En este 2024 hemos tenido unos últimos meses muy intensos desde un punto de vista de regulatorio. Podríamos incluir dentro del ámbito del compliance un buen número de normas que empezarán a ser exigibles en 2025 y que impactan a distintos sectores y tamaños de empresas. A modo de ejemplo, listaré una serie de siglas que identifican normas europeas y que los profesionales del cumplimiento normativo hemos integrado ya en nuestro vocabulario: MiCA, DORA, AML6, NIS2, CSRD, CS3D…
Siendo conscientes de la dificultad que supone para las empresas adaptarse a toda esta regulación, y la ingente cantidad de requerimientos que podrían caber dentro del paraguas de compliance, me detendré en resaltar aquellos aspectos que comparten muchas normas y que supondrán un impacto directo en la estructura y gobernanza de los sistemas de competencia.
La diligencia debida se torna en un pilar fundamental en los sistemas de cumplimiento normativo, que deben ser capaces de medir los riesgos de las empresas de una forma práctica para que los órganos de gobierno tomen decisiones siendo conocedores de sus posibles impactos negativos, no solo desde un punto de vista financiero, sino también incorporando criterios sociales, ambientales y de gobernanza.

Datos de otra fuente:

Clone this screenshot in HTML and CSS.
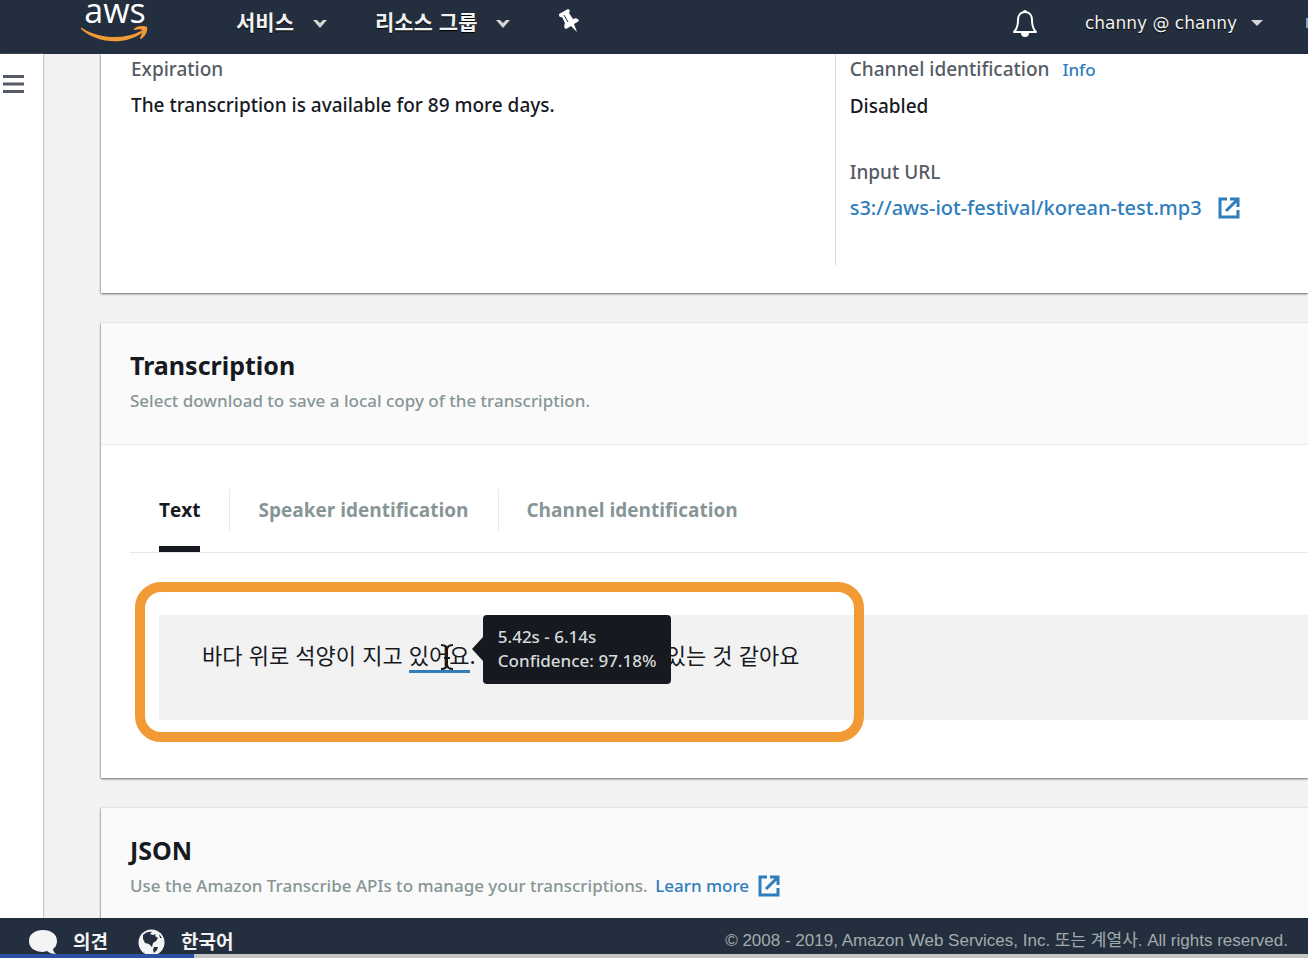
FILE: index.html
```html
<!DOCTYPE html>
<html lang="ko">

<head>
    <meta charset="UTF-8">
    <meta name="viewport" content="width=device-width, initial-scale=1.0">
    <title>Amazon Transcribe</title>
    <link rel="stylesheet" href="styles.css">
</head>

<body>
    <header class="topbar">
        <a href="#" class="logo">
            <span class="logo-text">aws</span>
            <svg class="logo-smile" viewBox="0 0 68 16" width="68" height="16">
                <path d="M1 2 C18 13 43 14 60 5 C61 4 63 6 61 7 C43 20 15 17 0 3 C0 2 0 1 1 2 Z" fill="#f29a36" />
                <path d="M53 3 C57 -1 64 0 66 1 C67 4 65 10 60 13 C59 13 59 13 59 12 C61 8 62 5 61 4 C60 3 57 3 54 4 C53 4 52 4 53 3 Z" fill="#f29a36" />
            </svg>
        </a>
        <nav class="nav">
            <button class="nav-item">서비스
                <svg class="chevron" viewBox="0 0 16 10" width="16" height="10"><path d="M1 1h4l3 3 3-3h4L8 9z" fill="#d5d5d5" /></svg>
            </button>
            <button class="nav-item">리소스 그룹
                <svg class="chevron" viewBox="0 0 16 10" width="16" height="10"><path d="M1 1h4l3 3 3-3h4L8 9z" fill="#d5d5d5" /></svg>
            </button>
            <button class="nav-item" aria-label="Pin">
                <svg viewBox="0 0 22 24" width="22" height="24">
                    <path d="M1 5 L10 0 Q13 1 11 4 L15 10 Q20 8 21 12 L16 15 L19 23 L13 17 L8 20 Q5 19 7 14 L4 8 Q1 9 1 5 Z" fill="#fff" />
                    <path d="M6 6 L10 13" stroke="#232f3e" stroke-width="1" />
                </svg>
            </button>
        </nav>
        <div class="account">
            <button class="nav-item" aria-label="Notifications">
                <svg viewBox="0 0 26 28" width="26" height="28">
                    <path d="M13 3 C8 3 6 7 6 11 C6 17 5 20 2 23 H24 C21 20 20 17 20 11 C20 7 18 3 13 3 Z" fill="none" stroke="#fff" stroke-width="2" stroke-linejoin="round" />
                    <path d="M11 3 a2 2 0 0 1 4 0 M9 24 h8 a4 4 0 0 1 -8 0 Z" fill="#fff" />
                </svg>
            </button>
            <button class="nav-item user">channy @ channy
                <svg viewBox="0 0 12 8" width="12" height="8"><path d="M0 1h12L6 7z" fill="#d5d5d5" /></svg>
            </button>
            <span class="region-edge"></span>
        </div>
    </header>

    <div class="page">
        <aside class="sidebar">
            <button class="menu-btn" aria-label="Menu">
                <svg viewBox="0 0 21 18" width="21" height="18"><path d="M0 1.500h21M0 9h21M0 16.500h21" stroke="#545b64" stroke-width="3" /></svg>
            </button>
        </aside>

        <main class="content">
            <section class="card details">
                <dl class="details-col">
                    <dt>Expiration</dt>
                    <dd>The transcription is available for 89 more days.</dd>
                </dl>
                <dl class="details-col details-right">
                    <dt>Channel identification <a href="#" class="info">Info</a></dt>
                    <dd>Disabled</dd>
                    <dt>Input URL</dt>
                    <dd>
                        <a href="#" class="ext-link url">s3://aws-iot-festival/korean-test.mp3
                            <svg class="ext-icon" viewBox="0 0 22 22" width="22" height="22"><path d="M9 2H2v18h18v-7M12 2h8v8M19 3L8 14" fill="none" stroke="#2e7dbd" stroke-width="3" /></svg>
                        </a>
                    </dd>
                </dl>
            </section>

            <section class="card">
                <div class="card-header">
                    <h2>Transcription</h2>
                    <p>Select download to save a local copy of the transcription.</p>
                </div>
                <div class="card-body">
                    <div class="tabs" role="tablist">
                        <button class="tab active" role="tab"><span>Text</span></button>
                        <button class="tab" role="tab"><span>Speaker identification</span></button>
                        <button class="tab" role="tab"><span>Channel identification</span></button>
                    </div>
                    <div class="transcript">
                        <p>바다 위로 석양이 지고 <span class="word">있어요<span class="tooltip">5.42s - 6.14s<br>Confidence: 97.18%</span><svg class="cursor" viewBox="0 0 14 26" width="14" height="26"><path d="M1 1 Q7 1 7 6 Q7 1 13 1 M7 5 V21 M1 25 Q7 25 7 20 Q7 25 13 25 M4 14 H10" fill="none" stroke="#16191f" stroke-width="2" /></svg></span>.<span class="rest">있는 것 같아요</span></p>
                        <div class="highlight"></div>
                    </div>
                </div>
            </section>

            <section class="card">
                <div class="card-header">
                    <h2>JSON</h2>
                    <p>Use the Amazon Transcribe APIs to manage your transcriptions.
                        <a href="#" class="ext-link learn">Learn more
                            <svg class="ext-icon" viewBox="0 0 22 22" width="22" height="22"><path d="M9 2H2v18h18v-7M12 2h8v8M19 3L8 14" fill="none" stroke="#2e7dbd" stroke-width="3" /></svg>
                        </a>
                    </p>
                </div>
            </section>
        </main>
    </div>

    <footer class="footer">
        <button class="footer-item">
            <svg viewBox="0 0 28 25" width="28" height="25"><path d="M14 1 C6 1 0 5 0 12 C0 19 6 23 14 23 L18 22 Q21 25 27 25 Q24 23 24 20 Q28 17 28 12 C28 5 22 1 14 1 Z" fill="#f4f4f4" /></svg>
            의견
        </button>
        <button class="footer-item">
            <svg viewBox="0 0 27 25" width="27" height="25">
                <circle cx="13.500" cy="13.500" r="13" fill="#f4f4f4" />
                <path d="M5 6 Q9 2 14 3 L12 5 L15 6 L18 5 L17 7 L20 9 Q19 12 15 14 L14 18 L11 15 L7 14 L5 10 Z M16 18 L20 18 L19 21 L16 24 L15 21 Z M21 5 L24 9 L22 9 Z" fill="#232f3e" />
            </svg>
            한국어
        </button>
        <span class="copyright">© 2008 - 2019, Amazon Web Services, Inc. 또는 계열사. All rights reserved.</span>
    </footer>
    <div class="strip">
        <div class="strip-blue"></div>
        <div class="strip-gray"></div>
    </div>
</body>

</html>
```
FILE: styles.css
```css
* {
    box-sizing: border-box;
}

body {
    margin: 0;
    height: 100vh;
    display: flex;
    flex-direction: column;
    overflow: hidden;
    background-color: #f2f2f2;
    color: #16191f;
    font-family: 'Noto Sans', 'Noto Sans CJK KR', sans-serif;
    font-size: 19px;
    font-weight: 500;
    line-height: 28px;
}

button {
    border: 0;
    padding: 0;
    background: none;
    font: inherit;
    color: inherit;
    cursor: pointer;
    white-space: nowrap;
}

a {
    color: #2e7dbd;
    text-decoration: none;
}

h2,
p,
dl,
dd {
    margin: 0;
}

svg {
    flex-shrink: 0;
}

/* top bar */
.topbar {
    display: flex;
    flex-shrink: 0;
    height: 54px;
    padding-left: 81px;
    background-color: #232f3e;
    color: #f2f2f2;
}

.logo {
    display: flex;
    flex-direction: column;
    align-items: center;
    gap: 5px;
    width: 68px;
    color: #fff;
}

.logo-text {
    font-family: 'Open Sans', sans-serif;
    font-size: 34px;
    line-height: 21px;
}

.nav {
    display: flex;
    gap: 47px;
    margin-left: 87px;
    padding-bottom: 12px;
}

.nav-item {
    display: flex;
    align-items: center;
    gap: 18px;
    font-family: 'Noto Sans CJK KR', sans-serif;
    font-size: 21px;
    font-weight: 700;
    text-shadow: 0 1px 1px #000;
}

.chevron {
    margin-top: 6px;
}

.account {
    display: flex;
    gap: 43px;
    margin-left: auto;
    padding-bottom: 8px;
}

.user {
    gap: 14px;
    font-family: 'DejaVu Sans', sans-serif;
    font-size: 17px;
    font-weight: 400;
}

.account .user {
    padding-left: 4px;
}

.region-edge {
    align-self: center;
    width: 2px;
    height: 10px;
    background-color: #7aa5c9;
}

/* page */
.page {
    display: flex;
    flex: 1;
    min-height: 0;
}

.sidebar {
    width: 43px;
    flex-shrink: 0;
    padding: 21px 3px;
    background-color: #fff;
    box-shadow: 1px 0 1px #c4cbcb;
}

.menu-btn {
    display: flex;
}

.content {
    flex: 1;
    min-width: 0;
    padding-left: 58px;
    overflow: hidden;
}

.card {
    margin-bottom: 30px;
    background-color: #fff;
    box-shadow: 0 1px 2px #606b6f, -1px 0 1px #d5dbdb;
}

.card-header {
    height: 122px;
    padding: 26px 29px;
    background-color: #fafafa;
    border-bottom: 1px solid #e6eaea;
}

.card-header h2 {
    font-size: 25px;
    line-height: 32px;
}

.card-header p {
    margin-top: 6px;
    color: #879596;
    font-size: 17px;
}

.details {
    display: grid;
    grid-template-columns: 31fr 20fr;
    padding-bottom: 28px;
}

.details-col {
    padding: 1px 30px 0;
}

.details-right {
    padding: 1px 14px 43px;
    border-left: 1px solid #d5dbdb;
}

.details dt {
    color: #545b64;
}

.details dd {
    margin-top: 8px;
}

.details dd + dt {
    margin-top: 38px;
}

.info {
    margin-left: 8px;
    font-size: 17px;
}

.ext-link {
    display: inline-flex;
    align-items: center;
}

.url {
    gap: 16px;
    font-size: 20px;
}

.learn {
    gap: 9px;
    margin-left: 3px;
}

/* tabs */
.card-body {
    padding: 44px 0 58px 29px;
}

.tabs {
    display: flex;
    border-bottom: 1px solid #e6eaea;
}

.tab {
    height: 63px;
    padding: 0 29px;
    color: #879596;
    font-family: 'Open Sans', sans-serif;
    font-weight: 700;
}

.tab span {
    display: block;
    height: 63px;
    line-height: 42px;
    border-bottom: 6px solid transparent;
}

.tab + .tab {
    background: linear-gradient(#e6eaea, #e6eaea) left top / 1px 42px no-repeat;
}

.tab.active {
    color: #16191f;
}

.tab.active span {
    border-color: #16191f;
}

/* transcript */
.transcript {
    position: relative;
    margin: 62px 0 0 29px;
    padding: 23px 43px 47px;
    background-color: #f2f2f2;
    font-family: 'Noto Sans CJK KR', sans-serif;
    font-size: 22px;
    font-weight: 400;
    line-height: 32px;
    white-space: nowrap;
}

.word {
    position: relative;
    display: inline-block;
    border-bottom: 3px solid #2e7dbd;
    line-height: 32px;
}

.rest {
    margin-left: 190px;
}

.tooltip {
    position: absolute;
    z-index: 1;
    left: 74px;
    top: -23px;
    padding: 10px 15px 11px;
    border-radius: 4px;
    background-color: #16191f;
    color: #d5dbdb;
    font-family: 'Noto Sans', sans-serif;
    font-size: 17px;
    font-weight: 500;
    line-height: 24px;
}

.tooltip::before {
    content: '';
    position: absolute;
    right: 100%;
    top: 22px;
    border: 12px solid transparent;
    border-left-width: 0;
    border-right: 11px solid #16191f;
}

.cursor {
    position: absolute;
    left: 31px;
    top: 6px;
}

.highlight {
    position: absolute;
    left: -24px;
    top: -33px;
    width: 729px;
    height: 160px;
    border: 10px solid #f29a36;
    border-radius: 26px;
}

/* footer */
.footer {
    display: flex;
    flex-shrink: 0;
    align-items: flex-end;
    gap: 30px;
    height: 36px;
    padding: 0 20px 0 29px;
    background-color: #232f3e;
    color: #f2f2f2;
}

.footer-item {
    display: flex;
    align-items: center;
    gap: 16px;
    font-family: 'Noto Sans CJK KR', sans-serif;
    font-size: 19px;
    font-weight: 700;
    line-height: 26px;
}

.copyright {
    margin-left: auto;
    color: #a3abab;
    font-family: 'Liberation Sans', 'Noto Sans CJK KR', sans-serif;
    font-size: 17px;
    font-weight: 400;
    line-height: 26px;
    white-space: nowrap;
}

.strip {
    display: flex;
    height: 4px;
    flex-shrink: 0;
}

.strip-blue {
    width: 194px;
    background-color: #2c51a4;
}

.strip-gray {
    flex: 1;
    background-color: #c4c4c4;
}
```
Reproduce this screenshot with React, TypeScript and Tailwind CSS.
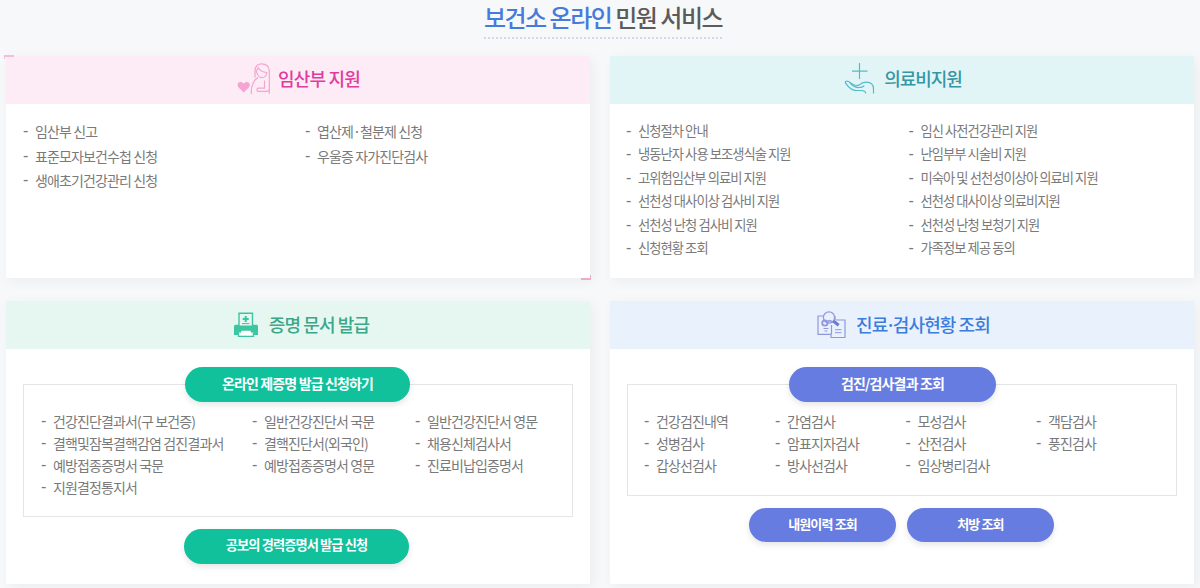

En España, el principio del risk based approach se obvió cuando nos afanamos en hacer matrices de riesgos penales cada vez más complejas para tratar de explicar a los consejos de administración que su empresa tenía un riesgo alto en una actividad criminal o creamos supuestos de hecho de laboratorio para evaluar el riesgo de delitos como el tráfico de órganos bajo la premisa de que el riesgo cero no existe.
Normas como la directiva CSRD y sus ya públicos Estándares Europeos de Información sobre Sostenibilidad (ESRS) nos dan una idea de los indicadores que deben ser relevantes a la hora de identificar y evaluar riesgos. A este respecto, la Agencia Anticorrupción en Francia publicó, a mediados del pasado mes de octubre, una guía que establece la relación directa entre los indicadores que deberán formar parte del contenido de los informes de sostenibilidad y los elementos del sistema para la prevención de la corrupción que exige la ley sobre transparencia, anticorrupción y modernización económica (Sapin II).
Otro aspecto común a muchas de estas normas es que se amplía irremediablemente el perímetro del sistema de compliance más allá de las actividades de la empresa, incluyendo exigencias con respecto a toda la cadena de valor en la que participan.
La implicación real del órgano de gobierno en la estrategia de compliance es básica, pero ahora más que nunca se va a exigir a sus miembros que sean honorables y ejemplares en su desempeño, tal y como incluye, por ejemplo, el nuevo reglamento europeo en materia de prevención de blanqueo de capitales. Por último, teniendo en cuenta que hace menos de un mes vio la luz el Estatuto de la Autoridad Administrativa Independiente de Protección al Informante (también conocida como AAI), no puedo obviar que muchas de estas normas ponen en valor con mayor o menor intensidad la importancia de que las empresas cuenten con canales internos seguros en los que cualquier persona relacionada con la empresa pueda reportar una vulneración la normativa.
Más allá de la dificultad propia de cada norma, en mi opinión, el verdadero reto y lo que marcará la diferencia será la capacidad de integrar en un único sistema de compliance todos y cada uno de los riesgos y controles identificados, consiguiendo su interconexión y evitando así los que generan duplicidades, incoherencias e ineficiencias en los procesos de negocio. En caso contrario, correremos el riesgo de que el compliance sea visto por muchos como un mal necesario y no como una oportunidad para marcar la diferencia.